About the only lasting effect of the surgery is that Twombly has a void, or space, in his brain where the tumor used to be. The brain doesn’t grow or expand to fill that space, and Twombly and his friends had some fun with that.
There was a contest to decide what best to put in the void where the tumor once resided.
Suggestions ranged from a golf ball to some new electronic musical component to a Wi-Fi hot spot.
Sherr told him the void actually would fill with a fluid mixture of sugars and some proteins.
“I was drinking a lot of apple juice at the time,” Twombly said, “so I joked that it was going to be filled with apple juice.”
Reality is that he’ll have to have regular brain scans to see if the tumor, which wasn’t cancerous, grows back. Twombly believes his heart condition and Marfan syndrome pose bigger threats down the road than his brain.
Trained as a composer, he writes music but also loves to perform. He admits that he could probably have made due with some loss of motor control without it having a severe impact on his research or his teaching.
Springer also is amazed at the fact that Twombly came out of brain surgery the same person.
“I was surprised. I figured there would be some lasting effect,” Springer said. “Even if it was that they couldn’t take care of the migraines. But Kristian is certainly no different than he was before he went in. He may be harboring this inside, but it hasn’t changed his spirit.”
But Twombly has changed. His initial Marfan’s diagnosis came with a life expectancy of about 40 years. That’s why he had such a nonchalant attitude about the future and how much there was going to be for himself.

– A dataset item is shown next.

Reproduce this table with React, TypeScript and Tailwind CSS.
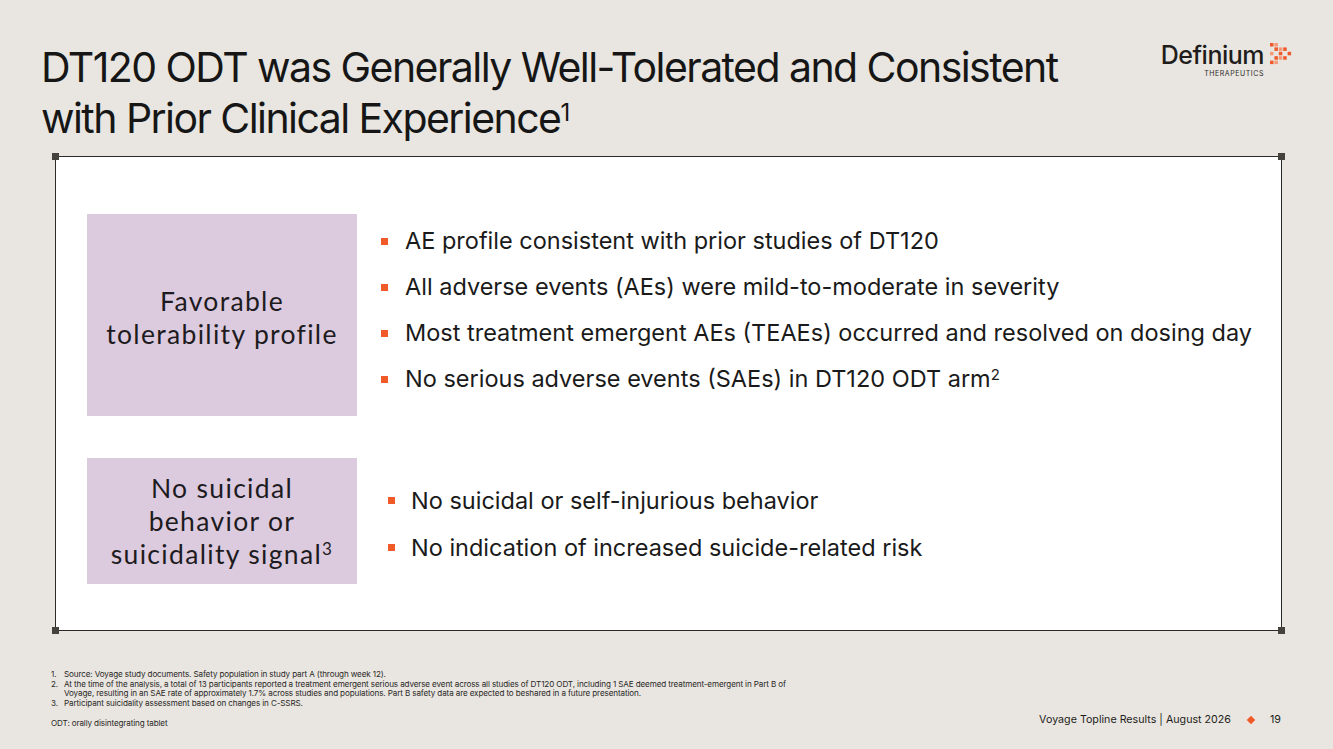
const sans = "font-['Inter','Liberation_Sans',sans-serif]";

function Logo() {
  // arrow made of small squares, two tones
  const cells = [
    "AB...",
    ".ABA.",
    "B.A.A",
    ".ABA.",
    "AB...",
  ];
  return (
    <div className="flex items-start gap-[6px]">
      <div className="flex flex-col items-end">
        <span className={`${sans} text-[25px] leading-[26px] font-medium tracking-[-0.02em] text-[#1f1d1b]`}>
          Definium
        </span>
        <span className={`${sans} text-[7px] leading-[8px] tracking-[0.08em] text-[#2a2725] mt-[2px]`}>
          THERAPEUTICS
        </span>
      </div>
      <svg width="22" height="22" viewBox="0 0 20 20" className="mt-[1px]">
        {cells.map((row, r) =>
          row.split("").map((c, i) =>
            c === "." ? null : (
              <rect
                key={`${r}-${i}`}
                x={i * 4}
                y={r * 4}
                width="3.2"
                height="3.2"
                fill={c === "A" ? "#ee5a2a" : "#f49a78"}
              />
            )
          )
        )}
      </svg>
    </div>
  );
}

function Bullet({ children, gap }: { children: React.ReactNode; gap: string }) {
  return (
    <li className={`flex items-center ${gap}`}>
      <span className="w-[7px] h-[7px] bg-[#f05a28] shrink-0" />
      <span>{children}</span>
    </li>
  );
}

function Handle({ pos }: { pos: string }) {
  return <span className={`absolute w-[7px] h-[7px] bg-[#45423e] ${pos}`} />;
}

const label = "bg-[#dccadf] flex items-center justify-center text-center font-['Lato','Noto_Sans',sans-serif] text-[26.5px] leading-[33px] tracking-[0.05em] text-[#1d1b1d]";

export default function App() {
  return (
    <div className={`w-[1333px] h-[749px] bg-[#e9e6e1] flex flex-col text-[#1a1a1a] ${sans}`}>
      <header className="flex justify-between pl-[41px] pr-[41px] pt-[42px]">
        <h1 className="text-[41px] leading-[51px] tracking-[-0.038em] text-[#161616]">
          DT120 ODT was Generally Well-Tolerated and Consistent
          <br />
          with Prior Clinical Experience<sup className="text-[24px]">1</sup>
        </h1>
        <div>
          <Logo />
        </div>
      </header>

      <section className="relative ml-[55px] mt-[12px] w-[1227px] h-[475px] bg-white border border-[#2c2a28] pl-[31px] pt-[57px] flex flex-col gap-[42px]">
        <Handle pos="-top-[4px] -left-[4px]" />
        <Handle pos="-top-[4px] -right-[4px]" />
        <Handle pos="-bottom-[4px] -left-[4px]" />
        <Handle pos="-bottom-[4px] -right-[4px]" />

        <div className="flex items-center">
          <div className={`w-[270px] h-[202px] pt-[6px] ${label}`}>
            <span>
              Favorable
              <br />
              tolerability profile
            </span>
          </div>
          <ul className="ml-[24px] mb-[10px] flex flex-col gap-[18px] text-[23.5px] leading-[28px]">
            <Bullet gap="gap-[17px]">AE profile consistent with prior studies of DT120</Bullet>
            <Bullet gap="gap-[17px]">All adverse events (AEs) were mild-to-moderate in severity</Bullet>
            <Bullet gap="gap-[17px]">Most treatment emergent AEs (TEAEs) occurred and resolved on dosing day</Bullet>
            <Bullet gap="gap-[17px]">
              No serious adverse events (SAEs) in DT120 ODT arm<sup className="text-[15px]">2</sup>
            </Bullet>
          </ul>
        </div>

        <div className="flex items-center">
          <div className={`w-[270px] h-[126px] ${label}`}>
            <span>
              No suicidal
              <br />
              behavior or
              <br />
              suicidality signal<sup className="text-[17px]">3</sup>
            </span>
          </div>
          <ul className="ml-[31px] flex flex-col gap-[19px] text-[23.5px] leading-[28px] pt-[6px]">
            <Bullet gap="gap-[16px]">No suicidal or self-injurious behavior</Bullet>
            <Bullet gap="gap-[16px]">No indication of increased suicide-related risk</Bullet>
          </ul>
        </div>
      </section>

      <footer className="flex justify-between items-end pl-[51px] pr-[52px] mt-[39px]">
        <div className="text-[8.1px] leading-[9.6px] tracking-[-0.015em] text-[#2a2826]">
          <ol className="flex flex-col">
            <li className="flex"><span className="w-[13px] shrink-0">1.</span>Source: Voyage study documents. Safety population in study part A (through week 12).</li>
            <li className="flex">
              <span className="w-[13px] shrink-0">2.</span>
              <span>
                At the time of the analysis, a total of 13 participants reported a treatment emergent serious adverse event across all studies of DT120 ODT, including 1 SAE deemed treatment-emergent in Part B of
                <br />
                Voyage, resulting in an SAE rate of approximately 1.7% across studies and populations. Part B safety data are expected to beshared in a future presentation.
              </span>
            </li>
            <li className="flex"><span className="w-[13px] shrink-0">3.</span>Participant suicidality assessment based on changes in C-SSRS.</li>
          </ol>
          <p className="mt-[11px]">ODT: orally disintegrating tablet</p>
        </div>
        <div className="flex items-center text-[10.7px] leading-[14px] text-[#1f1d1b] mb-[2px]">
          <span>Voyage Topline Results | August 2026</span>
          <span className="ml-[17px] w-[6px] h-[6px] bg-[#f05a28] rotate-45" />
          <span className="ml-[16px]">19</span>
        </div>
      </footer>
    </div>
  );
}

Medical advances have extended that life expectancy for those with Marfan’s. And Perreault and her three children also have given Twombly greater perspective on life and what’s important.
“I might have been a little bit more living in the instant before the surgeries,” he said. “It’s a tough thing to grapple with. But the sort of double whammy of these things coming together and the potential severity, it’s a lot to consider. But I can say this. At no point have I sat down and said, ‘Why me?’ ”
“I think he’s done a better job putting importance on the things that matter to him and less time sweating the smaller things,” Perreault said.
And to his friends, he’s a unique example of the resilience of the human spirit.
“To see friend go through this once, and then to see it twice? It’s really hard,” Springer said. “But I’m just amazed at modern medicine and the ability that these amazing doctors have. And also the power of the human spirit, not only to see it in Kristian and his recovery, but in his friends and family. Just to see that on display is amazing. You read about it. You know, people will read your paper and say, ‘That’s nice.’ But until you live it and see it ...”
Editor’s note: Twombly is a member of the Opinion Pages’ Times Writers Group.